2. Which one-line business case best aligns with fiduciary duty and materiality?
- This seems like a good idea and could help a lot.
- This locks a 25% unit rate reduction versus on-demand, reducing forecast variance by 12% and aligning cost with baseline utilization.
- We might save money if usage stays high; let's see what happens.
- Our teams prefer this vendor and it feels safer.
Show Answer & Explanation
Correct Answer: This locks a 25% unit rate reduction versus on-demand, reducing forecast variance by 12% and aligning cost with baseline utilization.
Explanation: The one-line business case should tie to metrics (unit rate reduction, variance reduction, utilization), showing material value and fiduciary alignment.
Fill in the Blanks
Primary risk is workload churn; we’ve capped coverage at ___% with a 90-day utilization checkpoint, and we are ready to execute on approval.
Show Answer & Explanation
Correct Answer: 75
Explanation: This mirrors the model sentence: disclose risk plainly, name a mitigation (coverage cap at 75%) and readiness to execute.
Motion to approve today, authorize the ___ to sign with the vendor, and receive a utilization and savings report in 30 days.
Show Answer & Explanation
Correct Answer: CFO
Explanation: The motion should name the specific authorizer; the examples use the CFO to sign and commit the organization.
Error Correction
Incorrect: I think we could potentially ask for approval for a Savings Plan and a tooling budget in one motion.
Show Correction & Explanation
Correct Sentence: Approval to enter a 36-month Savings Plan at $X monthly commitment; the tooling budget will be presented as a separate motion next meeting.
Explanation: Avoid hedging and blended asks.
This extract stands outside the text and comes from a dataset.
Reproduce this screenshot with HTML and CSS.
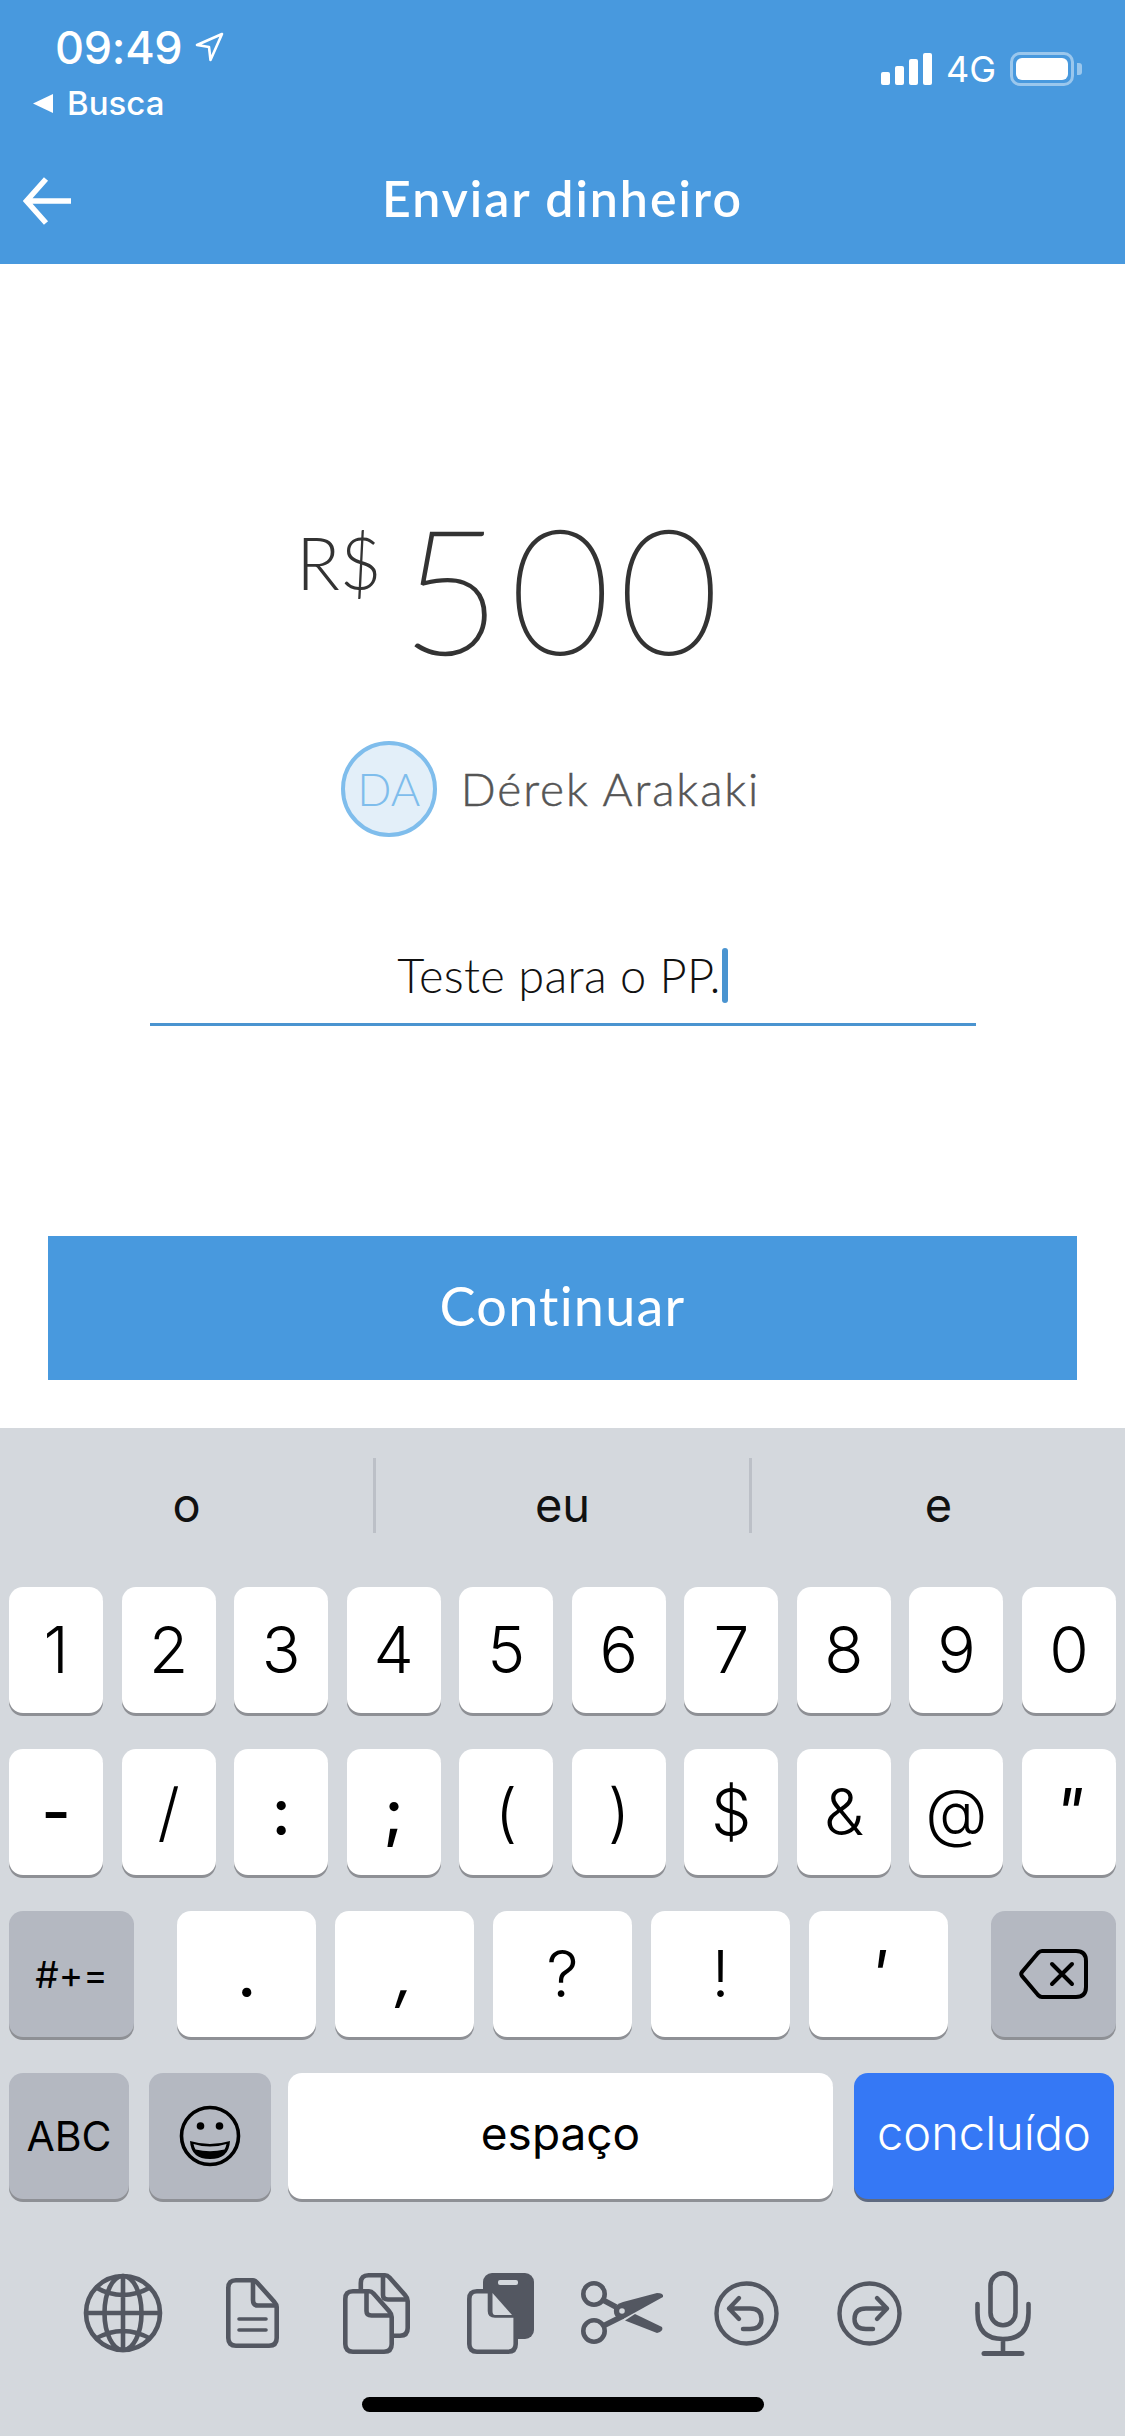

Make a singular, measurable request and separate unrelated approvals.
Incorrect: Pricing might hold for a while, so maybe we wait and see before deciding.
Show Correction & Explanation
Correct Sentence: Pricing holds through October 31; deferral past that date increases exposure by approximately $85K per quarter.
Explanation: Replace hedging with time-bound, fact-based language that ties timing to fiduciary duty and material risk (exposure if deferred).